Now let me leave you with a mystery:
Something very peculiar is going on with Japanese GEOs, which are mostly missing from these 49 national charts. Very little of the ice berg is visible: .OSAKA (60.7%), .TOKYO (33.6%), .NAGOYA (33.8%), .OKINAWA (23.3%), .YOKOHAMA (29.4%). Most striking of all is .RYUKYU at just 2.6%. Why so low?

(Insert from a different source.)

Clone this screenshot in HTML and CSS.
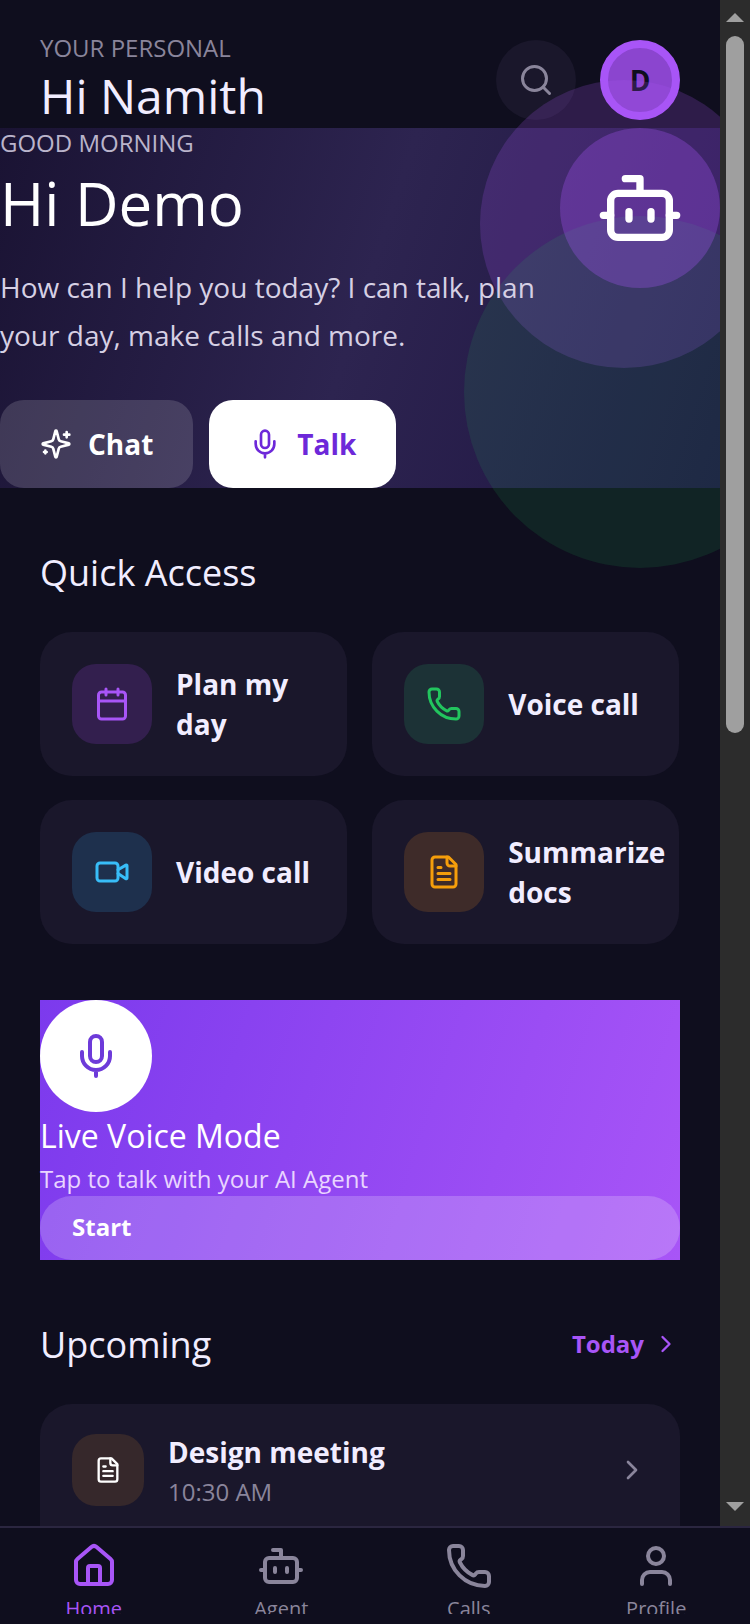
FILE: index.html
```html
<!DOCTYPE html>
<html lang="en">
<head>
  <meta charset="UTF-8" />
  <meta name="viewport" content="width=device-width, initial-scale=1.0"/>
  <title>Home</title>
  <link rel="stylesheet" href="styles.css">
</head>
<body>
  <!-- shared icons -->
  <svg class="sprite" aria-hidden="true">
    <symbol id="i-search" viewBox="0 0 24 24"><circle cx="11" cy="11" r="8"/><path d="m21 21-4.3-4.3"/></symbol>
    <symbol id="i-bot" viewBox="0 0 24 24"><path d="M12 8V4H8"/><rect width="16" height="12" x="4" y="8" rx="2"/><path d="M2 14h2M20 14h2M15 13v2M9 13v2"/></symbol>
    <symbol id="i-sparkles" viewBox="0 0 24 24"><path d="M9.937 15.5A2 2 0 0 0 8.5 14.063l-6.135-1.582a.5.5 0 0 1 0-.962L8.5 9.936A2 2 0 0 0 9.937 8.5l1.582-6.135a.5.5 0 0 1 .963 0L14.063 8.5A2 2 0 0 0 15.5 9.937l6.135 1.581a.5.5 0 0 1 0 .964L15.5 14.063a2 2 0 0 0-1.437 1.437l-1.582 6.135a.5.5 0 0 1-.963 0z"/><path d="M20 3v4M22 5h-4M4 17v2M5 18H3"/></symbol>
    <symbol id="i-mic" viewBox="0 0 24 24"><path d="M12 19v3M19 10v2a7 7 0 0 1-14 0v-2"/><rect x="9" y="2" width="6" height="13" rx="3"/></symbol>
    <symbol id="i-calendar" viewBox="0 0 24 24"><path d="M8 2v4M16 2v4M3 10h18"/><rect width="18" height="18" x="3" y="4" rx="2"/></symbol>
    <symbol id="i-phone" viewBox="0 0 24 24"><path d="M13.832 16.568a1 1 0 0 0 1.213-.303l.355-.465A2 2 0 0 1 17 15h3a2 2 0 0 1 2 2v3a2 2 0 0 1-2 2A18 18 0 0 1 2 4a2 2 0 0 1 2-2h3a2 2 0 0 1 2 2v3a2 2 0 0 1-.8 1.6l-.468.351a1 1 0 0 0-.292 1.233 14 14 0 0 0 6.392 6.384"/></symbol>
    <symbol id="i-video" viewBox="0 0 24 24"><path d="m16 13 5.223 3.482a.5.5 0 0 0 .777-.416V7.87a.5.5 0 0 0-.752-.432L16 10.5"/><rect x="2" y="6" width="14" height="12" rx="2"/></symbol>
    <symbol id="i-file" viewBox="0 0 24 24"><path d="M15 2H6a2 2 0 0 0-2 2v16a2 2 0 0 0 2 2h12a2 2 0 0 0 2-2V7Z"/><path d="M14 2v4a2 2 0 0 0 2 2h4M10 9H8M16 13H8M16 17H8"/></symbol>
    <symbol id="i-chevron" viewBox="0 0 24 24"><path d="m9 18 6-6-6-6"/></symbol>
    <symbol id="i-home" viewBox="0 0 24 24"><path d="M15 21v-8a1 1 0 0 0-1-1h-4a1 1 0 0 0-1 1v8"/><path d="M3 10a2 2 0 0 1 .709-1.528l7-5.999a2 2 0 0 1 2.582 0l7 5.999A2 2 0 0 1 21 10v9a2 2 0 0 1-2 2H5a2 2 0 0 1-2-2z"/></symbol>
    <symbol id="i-user" viewBox="0 0 24 24"><path d="M19 21v-2a4 4 0 0 0-4-4H9a4 4 0 0 0-4 4v2"/><circle cx="12" cy="7" r="4"/></symbol>
  </svg>

  <div class="app">
    <div class="view">
      <main class="page">
        <header class="header">
          <div>
            <p class="eyebrow">YOUR PERSONAL</p>
            <h1>Hi Namith</h1>
          </div>
          <div class="header-actions">
            <button class="search" aria-label="Search"><svg class="icon icon-36"><use href="#i-search"/></svg></button>
            <button class="avatar" aria-label="Account">D</button>
          </div>
        </header>

        <section class="hero">
          <span class="glow glow-purple"></span>
          <span class="glow glow-green"></span>
          <div class="bot"><svg class="icon icon-88"><use href="#i-bot"/></svg></div>
          <div class="hero-text">
            <p class="greeting">GOOD MORNING</p>
            <h2>Hi Demo</h2>
            <p class="intro">How can I help you today? I can talk, plan your day, make calls and more.</p>
            <div class="hero-buttons">
              <button class="btn chat"><svg class="icon icon-32"><use href="#i-sparkles"/></svg>Chat</button>
              <button class="btn talk"><svg class="icon icon-32"><use href="#i-mic"/></svg>Talk</button>
            </div>
          </div>
        </section>

        <section class="section">
          <div class="section-head">
            <h3>Quick Access</h3>
          </div>
          <div class="cards">
            <button class="card"><span class="tile purple"><svg class="icon icon-36"><use href="#i-calendar"/></svg></span><span>Plan my day</span></button>
            <button class="card"><span class="tile green"><svg class="icon icon-36"><use href="#i-phone"/></svg></span><span>Voice call</span></button>
            <button class="card"><span class="tile blue"><svg class="icon icon-36"><use href="#i-video"/></svg></span><span>Video call</span></button>
            <button class="card"><span class="tile orange"><svg class="icon icon-36"><use href="#i-file"/></svg></span><span>Summarize docs</span></button>
          </div>
        </section>

        <section class="live">
          <div class="live-mic"><svg class="icon icon-48"><use href="#i-mic"/></svg></div>
          <h3>Live Voice Mode</h3>
          <p>Tap to talk with your AI Agent</p>
          <button class="start">Start</button>
        </section>

        <section class="section">
          <div class="section-head">
            <h3>Upcoming</h3>
            <a href="#" class="today">Today<svg class="icon icon-28"><use href="#i-chevron"/></svg></a>
          </div>
          <div class="list">
            <a href="#" class="event">
              <span class="event-tile"><svg class="icon icon-28"><use href="#i-file"/></svg></span>
              <span class="event-text">
                <span class="event-title">Design meeting</span>
                <span class="event-time">10:30 AM</span>
              </span>
              <svg class="icon icon-32"><use href="#i-chevron"/></svg>
            </a>
          </div>
        </section>
      </main>

      <div class="scrollbar" aria-hidden="true">
        <span class="arrow-up"></span>
        <span class="track"><span class="thumb"></span></span>
        <span class="arrow-down"></span>
      </div>
    </div>

    <nav class="tabs">
      <a href="#" class="tab active"><svg class="icon icon-48"><use href="#i-home"/></svg><span>Home</span></a>
      <a href="#" class="tab"><svg class="icon icon-48"><use href="#i-bot"/></svg><span>Agent</span></a>
      <a href="#" class="tab"><svg class="icon icon-48"><use href="#i-phone"/></svg><span>Calls</span></a>
      <a href="#" class="tab"><svg class="icon icon-48"><use href="#i-user"/></svg><span>Profile</span></a>
    </nav>
  </div>
</body>
</html>
```
FILE: styles.css
```css
* {
  box-sizing: border-box;
}
body {
  margin: 0;
  font-family: "Open Sans", "Noto Sans", sans-serif;
  background: #0f0e1e;
  color: #f1edff;
}
h1, h2, h3, p {
  margin: 0;
  font-weight: 400;
}
button {
  border: none;
  font-family: inherit;
  cursor: pointer;
}
a {
  color: inherit;
  text-decoration: none;
}
.sprite {
  display: none;
}
.icon {
  display: block;
  flex-shrink: 0;
  fill: none;
  stroke: currentColor;
  stroke-width: 2;
  stroke-linecap: round;
  stroke-linejoin: round;
}
.icon-28 { width: 28px; height: 28px; }
.icon-32 { width: 32px; height: 32px; }
.icon-36 { width: 36px; height: 36px; }
.icon-48 { width: 48px; height: 48px; }
.icon-88 { width: 88px; height: 88px; }

.app {
  display: flex;
  flex-direction: column;
  height: 100vh;
  overflow: hidden;
}
.view {
  display: flex;
  flex: 1;
  min-height: 0;
}
.page {
  flex: 1;
  min-width: 0;
  overflow: hidden;
}

/* header */
.header {
  display: flex;
  justify-content: space-between;
  align-items: center;
  padding: 32px 40px 0;
}
.eyebrow {
  font-size: 24px;
  line-height: 32px;
  color: #8a859b;
}
h1 {
  font-size: 48px;
  line-height: 64px;
}
.header-actions {
  display: flex;
  gap: 24px;
}
.search, .avatar {
  display: flex;
  align-items: center;
  justify-content: center;
  width: 80px;
  height: 80px;
  padding: 0;
  border-radius: 50%;
}
.search {
  background: #1a172b;
  color: #8a859b;
}
.avatar {
  border: 8px solid #a855f7;
  background: #8b45cf;
  color: #0f0e1e;
  font-size: 28px;
  font-weight: 700;
}

/* hero */
.hero {
  position: relative;
  background: linear-gradient(108deg, #1a1333, #2d2450 50%, #1e1442);
}
.glow, .bot {
  position: absolute;
  border-radius: 50%;
}
.glow-purple {
  top: -48px;
  right: -48px;
  width: 288px;
  height: 288px;
  background: rgba(168, 85, 247, 0.2);
}
.glow-green {
  right: -96px;
  bottom: -80px;
  width: 352px;
  height: 352px;
  background: rgba(34, 197, 94, 0.12);
}
.bot {
  top: 0;
  right: 0;
  display: flex;
  align-items: center;
  justify-content: center;
  width: 160px;
  height: 160px;
  background: rgba(168, 85, 247, 0.3);
  color: #fff;
}
.hero-text {
  position: relative;
}
.greeting {
  font-size: 24px;
  line-height: 30px;
  color: #bab4cb;
}
h2 {
  margin-top: 9px;
  font-size: 60px;
  line-height: 72px;
  color: #fff;
}
.intro {
  max-width: 560px;
  margin-top: 24px;
  font-size: 28px;
  line-height: 48px;
  color: #d6d0e4;
}
.hero-buttons {
  display: flex;
  gap: 16px;
  padding-top: 41px;
}
.btn {
  display: flex;
  align-items: center;
  gap: 16px;
  height: 88px;
  padding: 0 40px;
  border-radius: 24px;
  font-size: 28px;
  font-weight: 700;
}
.chat {
  background: rgba(255, 255, 255, 0.15);
  color: #fff;
}
.talk {
  background: #fff;
  color: #6d28d9;
}

/* sections */
.section {
  padding: 60px 40px 0;
}
.section-head {
  display: flex;
  justify-content: space-between;
  align-items: flex-start;
  margin-bottom: 34px;
}
.section-head h3 {
  font-size: 36px;
  line-height: 50px;
}
.cards {
  display: flex;
  flex-wrap: wrap;
  gap: 24px 25px;
}
.card {
  display: flex;
  align-items: center;
  gap: 24px;
  width: 48%;
  min-height: 144px;
  padding: 32px 12px 32px 32px;
  border-radius: 32px;
  background: #1a172b;
  color: #f1edff;
  font-size: 28px;
  line-height: 40px;
  font-weight: 700;
  text-align: left;
}
.tile, .event-tile {
  display: flex;
  flex-shrink: 0;
  align-items: center;
  justify-content: center;
  border-radius: 24px;
}
.tile {
  width: 80px;
  height: 80px;
}
.purple { background: #331f4e; color: #a855f7; }
.green { background: #1c3236; color: #22c55e; }
.blue { background: #1e304d; color: #38bdf8; }
.orange { background: #3e2b29; color: #f59e0b; }

/* live voice */
.live {
  margin: 56px 40px 0;
  background: linear-gradient(108deg, #7c3aed, #a855f7);
  color: #fff;
}
.live-mic {
  display: flex;
  align-items: center;
  justify-content: center;
  width: 112px;
  height: 112px;
  border-radius: 50%;
  background: #fff;
  color: #6d3ad9;
}
.live h3 {
  font-size: 32px;
  line-height: 48px;
}
.live p {
  margin: 4px 0 2px;
  font-size: 24px;
  line-height: 30px;
  color: #e9d5ff;
}
.start {
  display: block;
  width: 100%;
  height: 64px;
  padding: 0 32px 4px;
  border-radius: 32px;
  background: rgba(255, 255, 255, 0.2);
  color: #fff;
  font-size: 24px;
  font-weight: 700;
  text-align: left;
}

/* upcoming */
.today {
  display: flex;
  align-items: center;
  gap: 8px;
  color: #a855f7;
  font-size: 24px;
  line-height: 48px;
  font-weight: 700;
}
.list {
  padding-bottom: 32px;
  border-radius: 32px;
  background: #1a172b;
}
.event {
  display: flex;
  align-items: center;
  gap: 24px;
  padding: 28px 32px;
  color: #8a859b;
}
.event-tile {
  width: 72px;
  height: 72px;
  background: #36282b;
  color: #fff;
}
.event-text {
  display: flex;
  flex: 1;
  flex-direction: column;
  gap: 4px;
}
.event-title {
  color: #f1edff;
  font-size: 28px;
  line-height: 40px;
  font-weight: 700;
}
.event-time {
  font-size: 24px;
  line-height: 32px;
}

/* scrollbar */
.scrollbar {
  display: flex;
  flex-direction: column;
  gap: 14px;
  width: 30px;
  padding: 13px 6px 15px;
  background: #2c2c2c;
}
.arrow-up, .arrow-down {
  border: 9px solid transparent;
}
.arrow-up {
  border-top: none;
  border-bottom-color: #9f9f9f;
}
.arrow-down {
  border-bottom: none;
  border-top-color: #9f9f9f;
}
.track {
  flex: 1;
}
.thumb {
  display: block;
  height: 48%;
  border-radius: 9px;
  background: #9f9f9f;
}

/* bottom tabs */
.tabs {
  display: flex;
  height: 98px;
  padding: 14px 0 10px;
  border-top: 2px solid #2b2640;
  background: #0f0e1e;
}
.tab {
  display: flex;
  flex: 1;
  flex-direction: column;
  align-items: center;
  gap: 4px;
  overflow: hidden;
  color: #8a859b;
  font-size: 20px;
  line-height: 30px;
}
.active {
  color: #a855f7;
}
```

Japan itself is among the top 49 countries being tracked. And the Ryukyu Islands (which include Okinawa) belong to Japan. We’d therefore expect most .RYUKYU registrations to occur in Japan. Yet .RYUKYU isn’t found among Japan’s top 100 nTLDs. Why? This 1 is easy to understand. The 2.6% under consideration is actually due to a top-100 ranking for Malaysia. Undoubtedly more .RYUKYU domains (in absolute numbers) have been registered in Japan – just not enough to break into Japan’s top 100.
What, though, can explain the low numbers for the other 5 Japanese GEOs? Japan is shown as the registrant only 1/3 of the time in 4 of those cases! Here are a few possibilities: (1) higher whois privacy usage; (2) an owner habit of listing Japanese provinces rather than Japan proper in whois fields; (3) an inability on the part of nTLDStats to recognize designations for Japan; (4) overwhelming buyer interest in Japanese nTLDs outside rather than inside Japan. What do you think? Perhaps most puzzling of all, .KYOTO, another Japanese GEO, doesn’t misbehave. 99.8% of .KYOTO domains do show Japan in whois.
Footnote: In defining GEO nTLDs, my dividing line is somewhat arbitrary. Notably, keyword language is not a factor. Thus, despite being a German word, .IMMOBILIEN is excluded. Likewise, .GMBH (which is a German acronym) doesn’t count. From an American perspective, those are obviously German. Why set them aside? Answer: For the sake of consistency. If those German suffixes are to count as GEOs, then so must the matching English versions, .PROPERTY and .LLC. Almost every nTLD is a keyword in SOME language – and foreign, depending on where you’re located. To consider them all GEOs would be pointless. Absolutely, language and geography do interact. But I’ll postpone language until a later article.